Guru: "This is the recognition Krishna invites. You are the space in which the wind of experience blows. All your life, infinite experiences have moved through you - joys, sorrows, thoughts, dreams - yet You, the aware space, remain exactly as you always were."

Sadhak: "But I feel so involved in my experiences, so affected by them!"

Guru: "That's the wind identifying with itself rather than recognizing the space. When wind forgets space and thinks it's only wind, it feels limited, buffeted, at the mercy of conditions. When wind remembers it's always resting in unlimited space, it realizes it was never actually separate, never actually bound."

Sadhak: "So liberation is just... remembering what I already am?"

Guru: "Was there ever anything else? The space was never lost - only overlooked in fascination with the wind."

Did this resonate with you?
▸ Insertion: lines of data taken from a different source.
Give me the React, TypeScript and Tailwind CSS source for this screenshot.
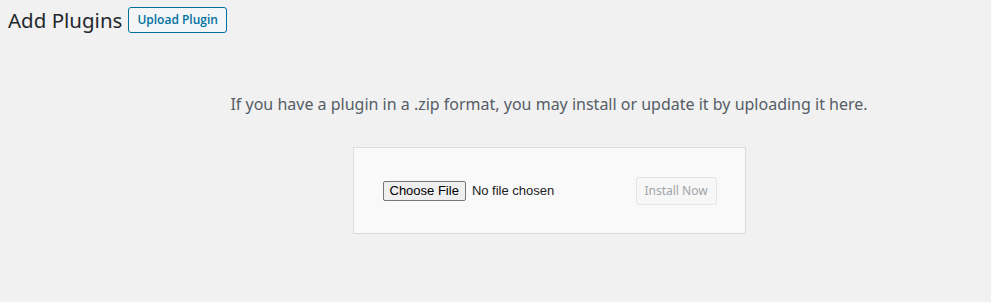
export default function App() {
  return (
    <div className="min-h-[302px] w-full bg-[#f1f1f1] font-['Open_Sans',sans-serif] text-[#23282d]">
      <div className="flex items-center gap-[6px] pl-[8px] pt-[7px]">
        <h1 className="font-['Noto_Sans',sans-serif] text-[20.5px] leading-[26px] font-normal">Add Plugins</h1>
        <button className="h-[26px] rounded-[3px] border border-[#0071a1] bg-[#f3f5f6] px-[8px] text-[12px] font-semibold text-[#0071a1] leading-none">
          Upload Plugin
        </button>
      </div>

      <div className="flex flex-col items-center pl-[107px] pt-[61px]">
        <p className="text-[16px] leading-[20px] text-[#555d66] font-['Noto_Sans',sans-serif]">
          If you have a plugin in a .zip format, you may install or update it by uploading it here.
        </p>
        <div className="mt-[33px] flex h-[87px] w-[393px] items-center justify-between border border-[#dcdcde] bg-[#f9f9f9] pl-[29px] pr-[28px]">
          <div className="flex items-center gap-[6px] font-['Liberation_Sans',sans-serif] text-[13px]">
            <span className="h-[20px] rounded-[2px] border border-[#767676] bg-[#efefef] px-[6px] leading-[18px] text-black">
              Choose File
            </span>
            <span className="text-[#222]">No file chosen</span>
          </div>
          <button className="h-[28px] w-[81px] rounded-[3px] border border-[#e2e4e7] bg-[#f7f7f7] text-[12px] text-[#a0a5aa] font-['Noto_Sans',sans-serif]">
            Install Now
          </button>
        </div>
      </div>
    </div>
  );
}
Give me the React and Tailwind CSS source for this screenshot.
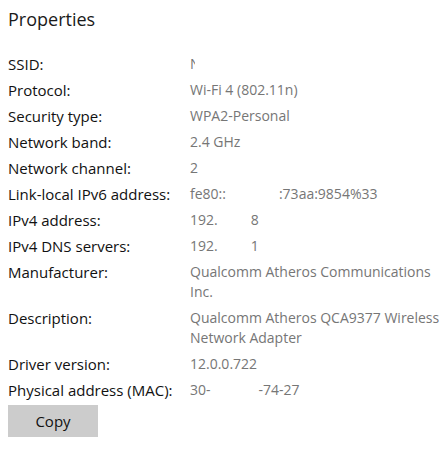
import React from "react";

// gap = blank, masked part of a value (as in the screenshot)
const Gap = ({ w }) => <span className={`inline-block ${w}`} />;

const rows = [
  ["SSID:", <span className="inline-block w-[5px] overflow-hidden align-bottom">N</span>],
  ["Protocol:", "Wi-Fi 4 (802.11n)"],
  ["Security type:", "WPA2-Personal"],
  ["Network band:", "2.4 GHz"],
  ["Network channel:", "2"],
  ["Link-local IPv6 address:", <>fe80::<Gap w="w-[53px]" />:73aa:9854%33</>],
  ["IPv4 address:", <>192.<Gap w="w-[33px]" />8</>],
  ["IPv4 DNS servers:", <>192.<Gap w="w-[33px]" />1</>],
  ["Manufacturer:", "Qualcomm Atheros Communications Inc."],
  ["Description:", "Qualcomm Atheros QCA9377 Wireless Network Adapter"],
  ["Driver version:", "12.0.0.722"],
  ["Physical address (MAC):", <>30-<Gap w="w-[48px]" />-74-27</>],
];

const App = () => {
  return (
    <div className="w-[448px] h-[449px] bg-white overflow-hidden font-['Open_Sans',sans-serif]">
      <div className="pl-2 pt-[5px]">
        <h2 className="text-[18px] leading-[28px] text-[#1a1a1a]">Properties</h2>
        <div className="mt-[21px] grid grid-cols-[182px_1fr] gap-y-[6px] leading-[20px]">
          {rows.map(([label, value]) => (
            <React.Fragment key={label}>
              <div className="text-[15px] text-[#111]">{label}</div>
              <div className="text-[14px] text-[#767676] pr-1">{value}</div>
            </React.Fragment>
          ))}
        </div>
        <button className="mt-[5px] w-[90px] h-[32px] bg-[#cccccc] text-[15px] text-[#111]">
          Copy
        </button>
      </div>
    </div>
  );
};

export default App;
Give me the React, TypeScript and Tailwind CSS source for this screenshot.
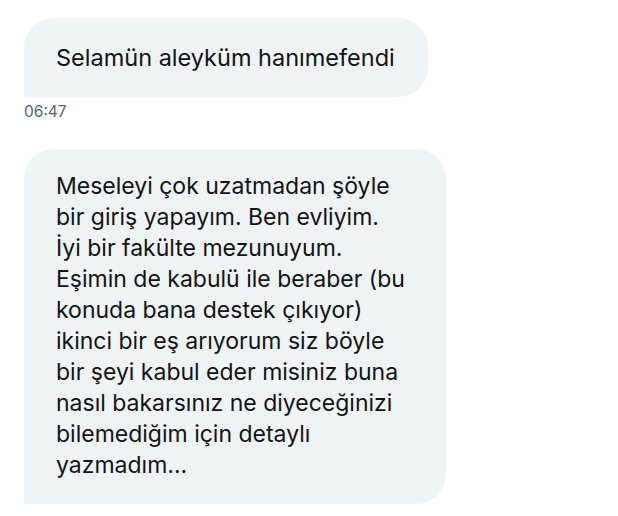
const lines = [
  "Meseleyi çok uzatmadan şöyle",
  "bir giriş yapayım. Ben evliyim.",
  "İyi bir fakülte mezunuyum.",
  "Eşimin de kabulü ile beraber (bu",
  "konuda bana destek çıkıyor)",
  "ikinci bir eş arıyorum siz böyle",
  "bir şeyi kabul eder misiniz buna",
  "nasıl bakarsınız ne diyeceğinizi",
  "bilemediğim için detaylı",
  "yazmadım...",
]

export default function App() {
  return (
    <div className="min-h-screen w-[618px] h-[516px] overflow-hidden bg-white font-['Inter','Noto_Sans',sans-serif] text-[#0f1419]">
      <div className="pl-6 pt-[18px] flex flex-col items-start">
        <div className="w-[404px] h-[79px] bg-[#eff3f4] rounded-[30px] rounded-bl-none flex items-center pl-8">
          <span className="text-[23.5px] leading-none">Selamün aleyküm hanımefendi</span>
        </div>
        <div className="mt-[6px] text-[15.5px] leading-[18px] text-[#536471]">06:47</div>

        <div className="mt-[28px] w-[422px] bg-[#eff3f4] rounded-[30px] rounded-bl-none pl-8 pt-[22px] pb-[23px]">
          {lines.map((l) => (
            <div key={l} className="text-[23px] leading-[31px] whitespace-nowrap">
              {l}
            </div>
          ))}
        </div>
      </div>
    </div>
  )
}
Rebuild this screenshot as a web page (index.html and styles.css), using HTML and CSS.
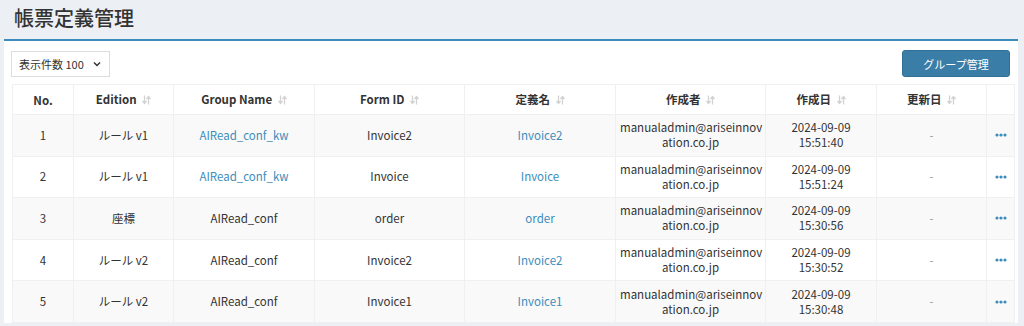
FILE: index.html
```html
<!DOCTYPE html>
<html>
  <head>
    <meta charset="utf-8">
    <link rel="stylesheet" href="styles.css">
  </head>
  <body>
    <div class="content-header">
      <h1>帳票定義管理</h1>
    </div>
    <div class="box">
      <div class="toolbar">
        <div class="page-size">
          <span>表示件数 100</span>
          <svg class="chevron" width="8" height="6" viewBox="0 0 8 6"><path d="M1 1.5 L4 4.5 L7 1.5" fill="none" stroke="#333" stroke-width="1.5"/></svg>
        </div>
        <button class="btn-primary">グループ管理</button>
      </div>
      <table class="form-table">
        <colgroup>
          <col style="width:61px"><col style="width:100px"><col style="width:141px"><col style="width:150px">
          <col style="width:151px"><col style="width:150px"><col style="width:111px"><col style="width:110px"><col style="width:28px">
        </colgroup>
        <thead>
          <tr>
            <th>No.</th>
            <th>Edition <span class="sort"></span></th>
            <th>Group Name <span class="sort"></span></th>
            <th>Form ID <span class="sort"></span></th>
            <th>定義名 <span class="sort"></span></th>
            <th>作成者 <span class="sort"></span></th>
            <th>作成日 <span class="sort"></span></th>
            <th>更新日 <span class="sort"></span></th>
            <th></th>
          </tr>
        </thead>
        <tbody id="rows"></tbody>
      </table>
    </div>
    <script>
      const forms = [
        { no: 1, edition: "ルール v1", group: "AIRead_conf_kw", groupLink: true, formId: "Invoice2", name: "Invoice2", date: "2024-09-09", time: "15:51:40" },
        { no: 2, edition: "ルール v1", group: "AIRead_conf_kw", groupLink: true, formId: "Invoice", name: "Invoice", date: "2024-09-09", time: "15:51:24" },
        { no: 3, edition: "座標", group: "AIRead_conf", groupLink: false, formId: "order", name: "order", date: "2024-09-09", time: "15:30:56" },
        { no: 4, edition: "ルール v2", group: "AIRead_conf", groupLink: false, formId: "Invoice2", name: "Invoice2", date: "2024-09-09", time: "15:30:52" },
        { no: 5, edition: "ルール v2", group: "AIRead_conf", groupLink: false, formId: "Invoice1", name: "Invoice1", date: "2024-09-09", time: "15:30:48" }
      ];
      const sortIcon = `<svg width="9" height="10" viewBox="0 0 9 10"><path d="M2.5 0.5 V8 M0.5 6 L2.5 8.5 L4.5 6 M6.5 9.5 V2 M4.5 4 L6.5 1.5 L8.5 4" fill="none" stroke="#d2d2d2" stroke-width="1.3"/></svg>`;
      document.querySelectorAll(".sort").forEach(s => s.innerHTML = sortIcon);

      let html = "";
      forms.forEach(f => {
        const group = f.groupLink ? `<a href="#">${f.group}</a>` : f.group;
        html += `<tr>
          <td>${f.no}</td>
          <td>${f.edition}</td>
          <td>${group}</td>
          <td>${f.formId}</td>
          <td><a href="#">${f.name}</a></td>
          <td class="email">manualadmin@ariseinnov<br>ation.co.jp</td>
          <td>${f.date}<br>${f.time}</td>
          <td class="muted">-</td>
          <td><svg class="dots" width="12" height="4" viewBox="0 0 12 4"><circle cx="2" cy="2" r="1.6"/><circle cx="6" cy="2" r="1.6"/><circle cx="10" cy="2" r="1.6"/></svg></td>
        </tr>`;
      });
      document.querySelector("#rows").innerHTML = html;
    </script>
  </body>
</html>
```

FILE: styles.css
```css
* {
  margin: 0;
  padding: 0;
  box-sizing: border-box;
}
body {
  background-color: #ecf0f5;
  font-family: "Noto Sans CJK JP", "Noto Sans", sans-serif;
  color: #333;
  font-size: 11.5px;
}
.content-header {
  height: 39px;
  padding: 4px 14px 0;
}
.content-header h1 {
  font-size: 20px;
  font-weight: 500;
  line-height: 28px;
  color: #333;
}
.box {
  margin: 0 6px 0 4px;
  background-color: white;
  border-top: 2px solid #3c8dbc;
  padding: 9px 4px 0 8px;
}
.toolbar {
  display: flex;
  justify-content: space-between;
  align-items: center;
  margin-bottom: 7px;
}
.page-size {
  width: 99px;
  height: 26px;
  margin-left: -1px;
  border: 1px solid #ddd;
  display: flex;
  align-items: center;
  justify-content: space-between;
  padding: 0 8px 0 7px;
  font-size: 11px;
}
.btn-primary {
  width: 108px;
  height: 27px;
  margin-right: 4px;
  background-color: #3a7ea8;
  color: white;
  border: 1px solid #316f96;
  border-radius: 3px;
  font-family: inherit;
  font-size: 11px;
}
.form-table {
  width: 1002px;
  border-collapse: collapse;
  table-layout: fixed;
  border: 1px solid #f4f4f4;
}
.form-table th,
.form-table td {
  border: 1px solid #f0f0f0;
  text-align: center;
  vertical-align: middle;
}
.form-table th {
  height: 30px;
  font-weight: bold;
  padding: 0 4px;
}
.form-table td {
  height: 41.6px;
  padding: 4px;
  line-height: 15px;
}
.form-table tbody tr:nth-child(odd) {
  background-color: #f9f9f9;
}
.sort {
  display: inline-block;
  margin-left: 3px;
  vertical-align: -1px;
}
.form-table a {
  color: #3c8dbc;
  text-decoration: none;
}
.email {
  white-space: nowrap;
}
.muted {
  color: #999;
}
.dots {
  fill: #3c8dbc;
  display: block;
  margin: 0 auto;
}
```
Share it with someone who needs to hear this.

🌅 Daily Practice

🌅 Morning

Begin with a meditation on space. Sit quietly and notice the space in the room - not the objects, but the space that allows objects to be. Then notice the 'space' of awareness in which your thoughts appear. Set an intention: 'Today I will remember that all experiences blow through me like wind through space. I am the space, not the wind.' This remembrance, carried through the day, transforms relationship to experience.

☀️ Daytime

When stress arises - deadline pressure, difficult interactions, anxious thoughts - pause and ask: 'Is the space of my awareness stressed, or is stress happening IN that space?' Notice that awareness itself, like space, has no tension. The thoughts are tense; the feelings are contracted; but the aware presence witnessing them remains perfectly at ease. Let experiences blow through without trying to stop them or identify with them. Be the space.

🌙 Evening

Before sleep, review how much 'wind' blew through today - all the mental weather, emotional storms, sensory experiences. Then recognize: 'Through all of that, I - as awareness - remained unmoved. Tomorrow, different winds will blow, but the space will be the same.' This recognition before sleep plants seeds for deeper rest, as you release identification with the day's content and settle into the spacious ground of being.

Common Questions

Space is nothing, just emptiness. But Brahman or God is supposed to be fullness, existence, consciousness. How does this analogy work?
The analogy points to relationship, not identity. Krishna isn't saying Brahman IS space (which would make Brahman mere emptiness). He's using space to illustrate HOW Brahman relates to creation - as that which allows all movement while remaining unmoved, as that which 'contains' all while never becoming a container. In Vedantic terms, space (ākāśa) is actually the subtlest of the five elements, closest to consciousness. It represents pure capacity, pure allowing. Brahman is not empty like physical space but is rather 'full emptiness' - complete in Itself, yet accommodating infinite appearances without being diminished or disturbed.
If all beings rest in God like wind in space, does this mean we're already liberated and just don't know it?
Precisely. This is the core Vedantic insight. You are already 'resting' in Brahman - there's nowhere else you could be. Liberation isn't achieving a new state but recognizing your eternal condition. The wind doesn't need to 'attain' resting in space - it always already is in space. Similarly, you don't need to achieve union with the Divine; you need to recognize that separation was always illusion. The practices, teachings, and efforts are not to create liberation but to remove the ignorance that veils your recognition of what always already is.
If space is unaffected by wind, does this mean God is indifferent to our suffering?
This is where analogy reaches its limit. Space is inert; Brahman is consciousness. Space doesn't care about wind; Brahman is the very awareness that knows each being's experience intimately. The point of the analogy is not emotional distance but ontological freedom. Krishna as Brahman experiences through every being (He says 'I am the Self in all beings' in 10.20) yet is never bound by any experience. It's not indifference but infinite presence - so completely present everywhere that there's no 'somewhere else' from which to be concerned. A mother isn't indifferent to her child's dream; she simply knows it's a dream. Divine compassion operates from awakeness, not from shared delusion.